Urine—or you're out: drug testing is invasive, insulting, and generally irrelevant to job performance. Why do so many companies insist on it?
Reason, Nov, 2002 by Jacob Sullum
It is clear from the concessions occasionally made by supporters of drug testing that their case remains shaky. "Only limited information is available about the actual effects of illicit drug use in the workplace," admits the Drug Free America Foundation on its Web site. "We do not have reliable data on the relative cost-effectiveness of various types of interventions within specific industries, much less across industries. Indeed, only a relatively few studies have attempted true cost/benefit evaluations of actual interventions, and these studies reflect that we are in only the very early stages of learning how to apply econometrics to these evaluations."

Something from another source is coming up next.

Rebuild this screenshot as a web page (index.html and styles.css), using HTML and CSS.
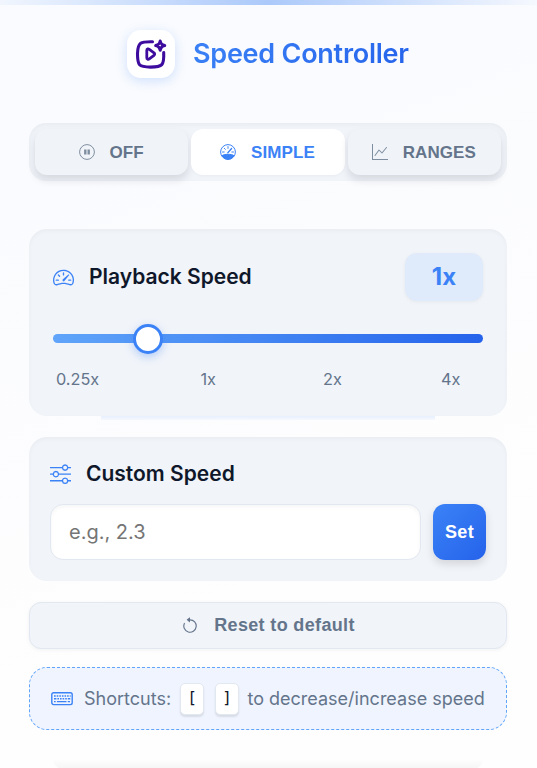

Lacking solid data, advocates of drug testing tend to rely on weak studies and bogus numbers. The Office of National Drug Control Policy, for example, claims a 1995 study by Houston's Drug-Free Business Initiative "demonstrated that workplace drug testing reduces injuries and worker's compensation claims." Yet the study's authors noted that the "findings concerning organizational performance indicators are based on numbers of cases too small to be statistically meaningful. While they are informative and provide basis for speculation, they are not in anyway definitive or conclusive, and should be regarded as hypotheses for future research."

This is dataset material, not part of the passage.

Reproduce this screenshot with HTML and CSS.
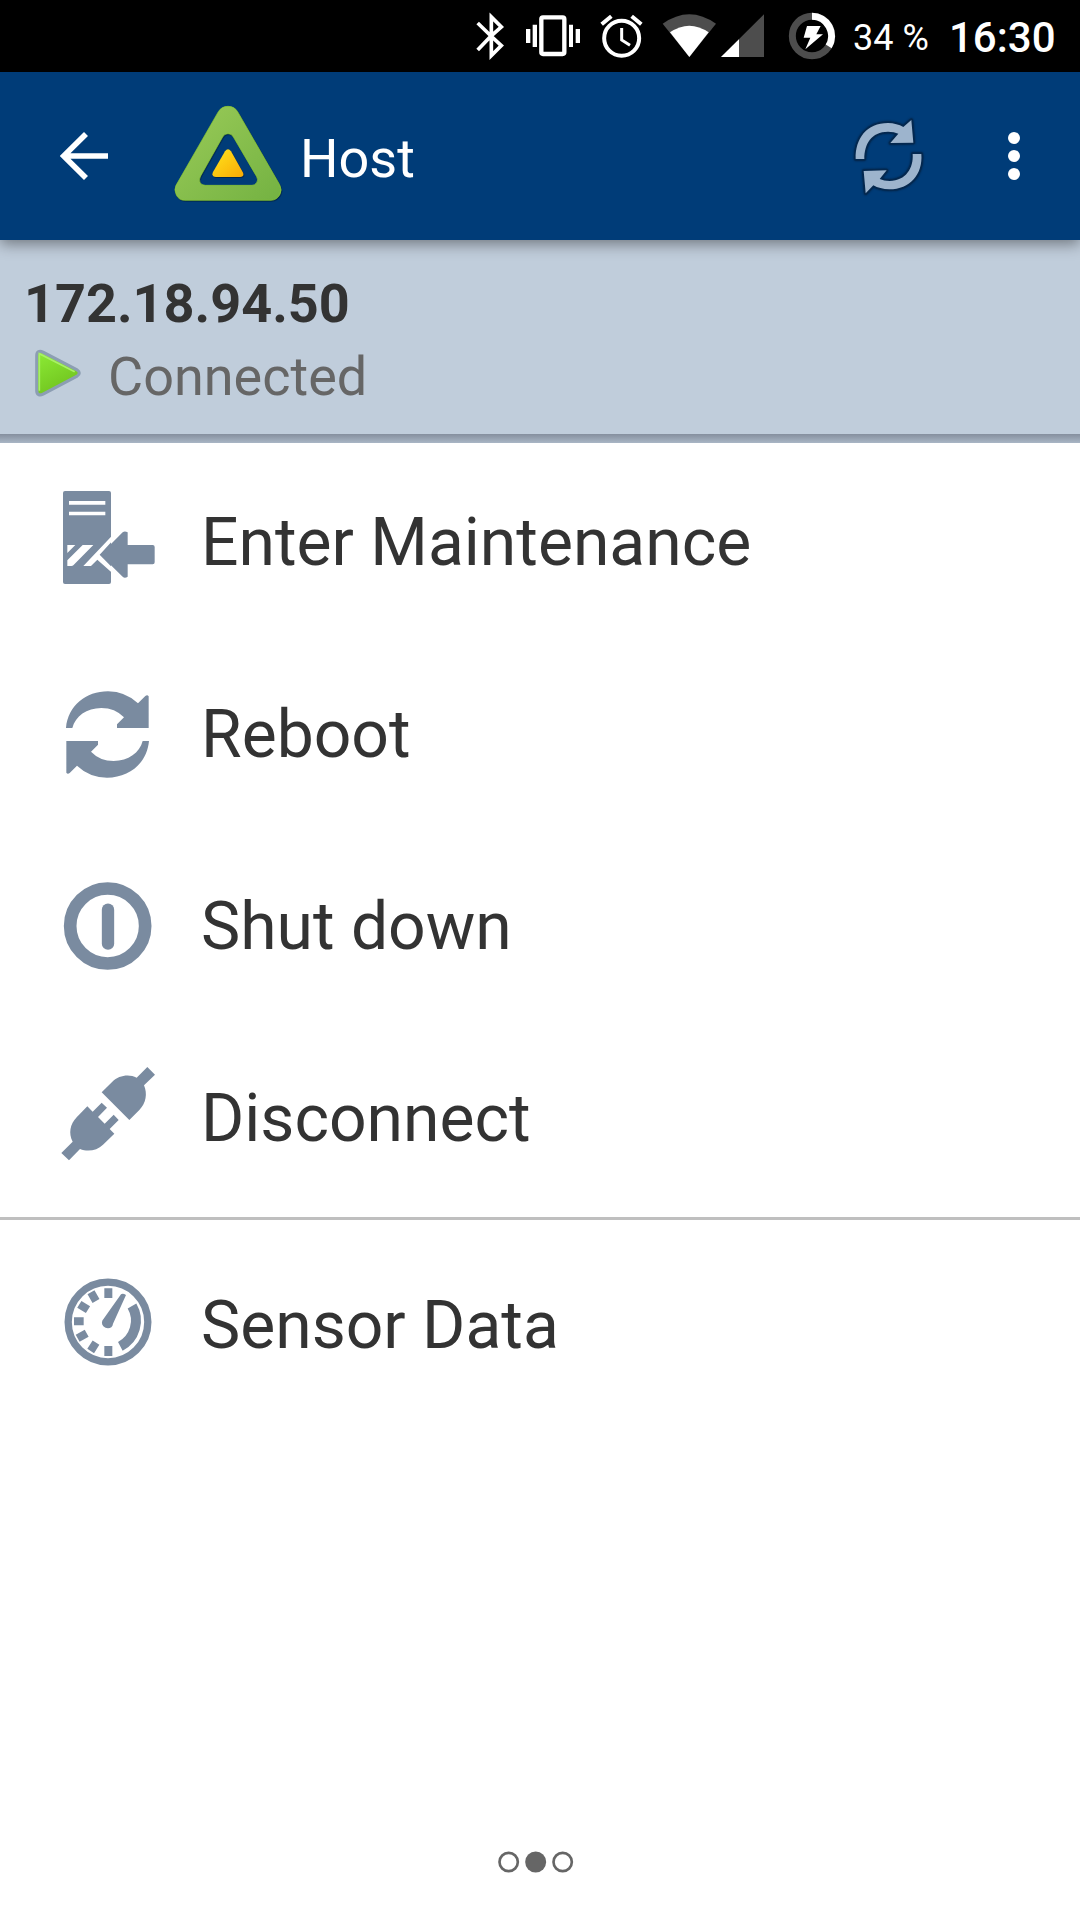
FILE: index.html
```
<!DOCTYPE html>
<html lang="en">
<head>
<meta charset="utf-8">
<meta name="viewport" content="width=device-width">
<title>Host</title>
<link rel="stylesheet" href="styles.css">
</head>
<body>
<div class="screen">
  <div class="status">
    <svg class="status-icons" viewBox="0 0 915 216">
      <path d="M53 69 93 108 53 150M93 108 124 137 94 167V51L124 81Z" fill="none" stroke="#fff" stroke-width="11"/>
      <g fill="#fff"><path d="M198 87h13v42h-13zM218 74h13v67h-13zM327 74h12v67h-12zM347 87h13v42h-13z"/></g>
      <rect x="244" y="52" width="69" height="110" rx="5" fill="none" stroke="#fff" stroke-width="13"/>
      <g fill="none" stroke="#fff"><circle cx="485" cy="115" r="52.500" stroke-width="12"/><path d="M485 84v36l25 16" stroke-width="9"/><path d="M425 73l29-24M515 49l29 24" stroke-width="12"/></g>
      <path d="M608 71Q688 14 768 71L688 171Z" fill="#4d4d4d"/>
      <path d="M630 97Q688 57 746 97L688 171Z" fill="#fff"/>
      <path d="M783 171 912 43V171Z" fill="#4d4d4d"/>
      <path d="M783 171 837 118V171Z" fill="#fff"/>
    </svg>
    <svg class="battery" viewBox="72 0 168 216">
      <circle cx="156" cy="108" r="59" fill="none" stroke="#4d4d4d" stroke-width="21"/>
      <path d="M156 49A59 59 0 0 1 206 139" fill="none" stroke="#fff" stroke-width="21"/>
      <path d="M141 78h41l-13 25h20l-53 45 15-35h-20z" fill="#fff"/>
    </svg>
    <span class="percent">34 %</span>
    <span class="clock">16:30</span>
  </div>

  <header class="bar">
    <svg class="back" viewBox="60 -54 150 504"><path d="M204 198H73M138 132 71 198l67 66" fill="none" stroke="#fff" stroke-width="17"/></svg>
    <svg class="logo" viewBox="396 -54 336 504">
      <defs>
        <linearGradient id="green" x1="0" y1="0" x2="1" y2="1"><stop offset="0" stop-color="#9acb58"/><stop offset="1" stop-color="#74b242"/></linearGradient>
        <linearGradient id="gold" x1="0" y1="0" x2="1" y2="1"><stop offset="0" stop-color="#ffe51c"/><stop offset="1" stop-color="#f9aa06"/></linearGradient>
      </defs>
      <path class="drop" fill="url(#green)" stroke="#8fd02f" stroke-width="2" fill-rule="evenodd" d="M535 65Q545 49 564 49T593 65L719 284Q728 300 719 315T694 331H434Q417 331 409 315T408 286ZM548 141Q553 131 564 131T580 141L650 260Q656 270 650 278T636 286H496Q484 286 480 277T482 258Z"/>
      <path class="drop" fill="url(#gold)" d="M555 184Q564 172 573 184L608 246Q615 260 600 261H528Q513 260 519 246Z"/>
    </svg>
    <h1 class="title">Host</h1>
    <svg class="refresh" viewBox="60 -84 240 504">
      <g class="glow" fill="#9db4cd" stroke="#04284f" stroke-width="10" stroke-linejoin="round" paint-order="stroke">
        <path d="M77 177C75 116 110 69 174 69Q201 70 220 81L244 60 250 128 181 129 205 101Q193 95 174 95C124 95 103 132 103 177Z"/>
        <path d="M274 162C279 223 240 268 178 268Q149 267 130 256L107 280 101 213 170 211 149 237Q162 243 179 243C228 242 251 204 248 162Z"/>
      </g>
    </svg>
    <svg class="more" viewBox="522 -84 60 504"><g fill="#fff"><circle cx="552" cy="114" r="18"/><circle cx="552" cy="168" r="18"/><circle cx="552" cy="222" r="18"/></g></svg>
  </header>

  <section class="host">
    <div class="address">172.18.94.50</div>
    <div class="state">
      <svg class="play" viewBox="99 351 150 156">
        <defs><linearGradient id="lime" x1="0" y1="0" x2=".5" y2="1"><stop offset="0" stop-color="#8cea35"/><stop offset="1" stop-color="#71c41f"/></linearGradient></defs>
        <path d="M127 371 229 424Q237 429 229 434L127 488Q115 494 115 482V377Q115 365 127 371Z" fill="url(#lime)" stroke="#8c9eb3" stroke-width="19" stroke-linejoin="round" paint-order="stroke"/>
        <path d="M118 482V371L224 425" fill="none" stroke="#a8f067" stroke-width="5"/>
      </svg>
      <span>Connected</span>
    </div>
  </section>

  <ul class="menu">
    <li class="item">
      <svg class="icon" viewBox="0 -72 420 576">
        <rect x="69" y="63" width="144" height="279" rx="6"/>
        <path class="cut" d="M87 93H196V104H87ZM87 125H196V136H87ZM82 225H106L82 249ZM128 225H160L100 286Q98 288 94 288H82V271Z"/>
        <path class="cut" d="M130 288 216 197V214L179 254 216 292V308L172 269 153 288Z"/>
        <path d="M181 254 248 187Q254 182 263 187V225H338Q344 225 344 231V277Q344 283 338 283H263V320Q254 326 248 320Z"/>
      </svg>
      <span>Enter Maintenance</span>
    </li>
    <li class="item">
      <svg class="icon" viewBox="0 -96 420 576">
        <path id="arrow" d="M78 174C84 107 138 64 204 64Q257 65 294 100L316 78Q322 73 326 79V174H231V163L252 142Q225 114 184 114C140 114 106 139 97 174Z"/>
        <use href="#arrow" transform="rotate(180 202.500 193.500)"/>
      </svg>
      <span>Reboot</span>
    </li>
    <li class="item">
      <svg class="icon" viewBox="0 -90 420 576">
        <circle class="line" cx="203" cy="198" r="112.500" stroke-width="38"/>
        <path class="line" d="M204 149V251" stroke-width="37" stroke-linecap="round"/>
      </svg>
      <span>Shut down</span>
    </li>
    <li class="item">
      <svg class="icon" viewBox="0 -84 420 576">
        <path d="M185 127 217 95C236 76 267 71 290 83L322 51 345 74 312 106C323 131 318 160 298 180L268 210Z"/>
        <path d="M142 169 158 185 185 158 201 173 174 201 194 221 221 194 236 210 209 237 223 251 189 284C171 302 143 306 120 297L87 331 64 309 98 275C85 251 90 222 110 202Z"/>
      </svg>
      <span>Disconnect</span>
    </li>
    <li class="item separated">
      <svg class="icon" viewBox="0 -93 420 576">
        <circle class="line" cx="204" cy="186" r="119.500" stroke-width="22"/>
        <path class="line" stroke-width="24" d="M205 85V114M205 258V288M102 184H131M153 97 168 123M118 133 144 149M113 235 140 220M152 273 168 248"/>
        <path class="line" stroke-width="30" d="M276 138A87 87 0 0 1 241 259"/>
        <path d="M243 103Q248 98 258 105L219 191C218 206 200 209 190 199Q181 187 191 176Z"/>
      </svg>
      <span>Sensor Data</span>
    </li>
  </ul>

  <svg class="pager" viewBox="54 30 228 72">
    <g fill="none" stroke="#666" stroke-width="8"><circle cx="86" cy="66" r="27.500"/><circle cx="248" cy="66" r="27.500"/></g><circle cx="167" cy="66" r="31.500" fill="#666"/>
  </svg>
</div>
</body>
</html>
```
FILE: styles.css
```
* { box-sizing: border-box; }
body { margin: 0; font-family: Roboto, "Noto Sans", sans-serif; background: #fff; color: #333; }
svg { display: block; flex: none; }
span { white-space: nowrap; }
.screen { width: 1080px; height: 1920px; display: flex; flex-direction: column; overflow: hidden; }

.status { height: 72px; flex: none; display: flex; align-items: center; background: #000; color: #fff; padding-left: 460px; }
.status-icons { width: 305px; height: 72px; }
.battery { width: 56px; height: 72px; margin-left: 19px; }
.percent { font-size: 36px; line-height: 72px; margin: 4px 0 0 13px; width: 76px; }
.clock { font-size: 42px; line-height: 72px; font-weight: 500; margin: 4px 0 0 20px; }

.bar { height: 168px; flex: none; display: flex; background: #003c78; color: #fff; padding-left: 60px; box-shadow: 0 4px 14px rgba(0, 0, 0, .42); position: relative; }
.back { width: 50px; height: 168px; }
.logo { width: 112px; height: 168px; margin-left: 62px; }
.drop { filter: drop-shadow(2px 3px 2px #00284f); }
.title { margin: 3px 0 0 16px; font-size: 54px; font-weight: 400; line-height: 168px; width: 550px; }
.refresh { width: 80px; height: 168px; }
.glow { filter: drop-shadow(0 0 3px #021f3e); }
.more { width: 20px; height: 168px; margin-left: 74px; }

.host { height: 203px; flex: none; padding: 32px 24px 0; background: linear-gradient(#c0cddb 194px, #858f9e 194px, #a9b6c5 203px); }
.address { font-size: 54px; font-weight: 700; line-height: 64px; }
.state { display: flex; color: #666; font-size: 54px; line-height: 64px; padding: 9px 0 0 9px; }
.play { width: 50px; height: 52px; margin: 2px 25px 0 0; }

.menu { margin: 0; padding: 3px 0 0; list-style: none; flex: 1; }
.item { height: 192px; display: flex; padding-left: 40px; font-size: 66px; line-height: 194px; }
.icon { width: 140px; height: 192px; margin-right: 21px; fill: #7a8ba0; }
.line { fill: none; stroke: #7a8ba0; }
.cut { fill: #fff; }
.separated { height: 206px; margin-top: 3px; padding-top: 9px; border-top: 3px solid #bfbfbf; }
.pager { width: 76px; height: 24px; margin: 0 0 46px 498px; }
```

Sometimes the "studies" cited by promoters of drug testing do not even exist. Quest Diagnostics, a leading drug testing company, asserts on its Web site that "substance abusers" are "3.6 times more likely to be involved in on the-job accidents" and "5 times more likely to file a worker's compensation claim." As Queens College sociologist Lynn Zimmer has shown, the original source of these numbers, sometimes identified as "the Firestone Study," was a 1972 speech to Firestone Tire executives in which an advocate of employee assistance programs compared workers with "medical-behavioral problems" to other employees. He focused on alcoholism, mentioning illegal drugs only in passing, and he cited no research to support his seemingly precise figures. Another number from the Firestone speech appears on the Web site of Roche Diagnostics, which claims "substance abusers utilize their medical benefits 300 percent more often than do their non-using co-workers."
Roche also tells employers that "the federal government estimates" that "the percentage of your workforce that has a substance abuse problem" is "about 17 percent." This claim appears to be a distortion of survey data collected by the National Institute of Mental Health (NIMH). As summarized by the American Psychiatric Association, the data indicate that "nearly 17 percent of the U.S. population 18 years old and over will fulfill criteria for alcohol or drug abuse in their lifetimes." By contrast, Roche is telling employers that 17 percent of the population meets the criteria at any given time. Furthermore, the vast majority of the drug abusers identified by the NIMH were alcoholics, so the number does not bolster the case for urinalysis aimed at catching illegal drug users.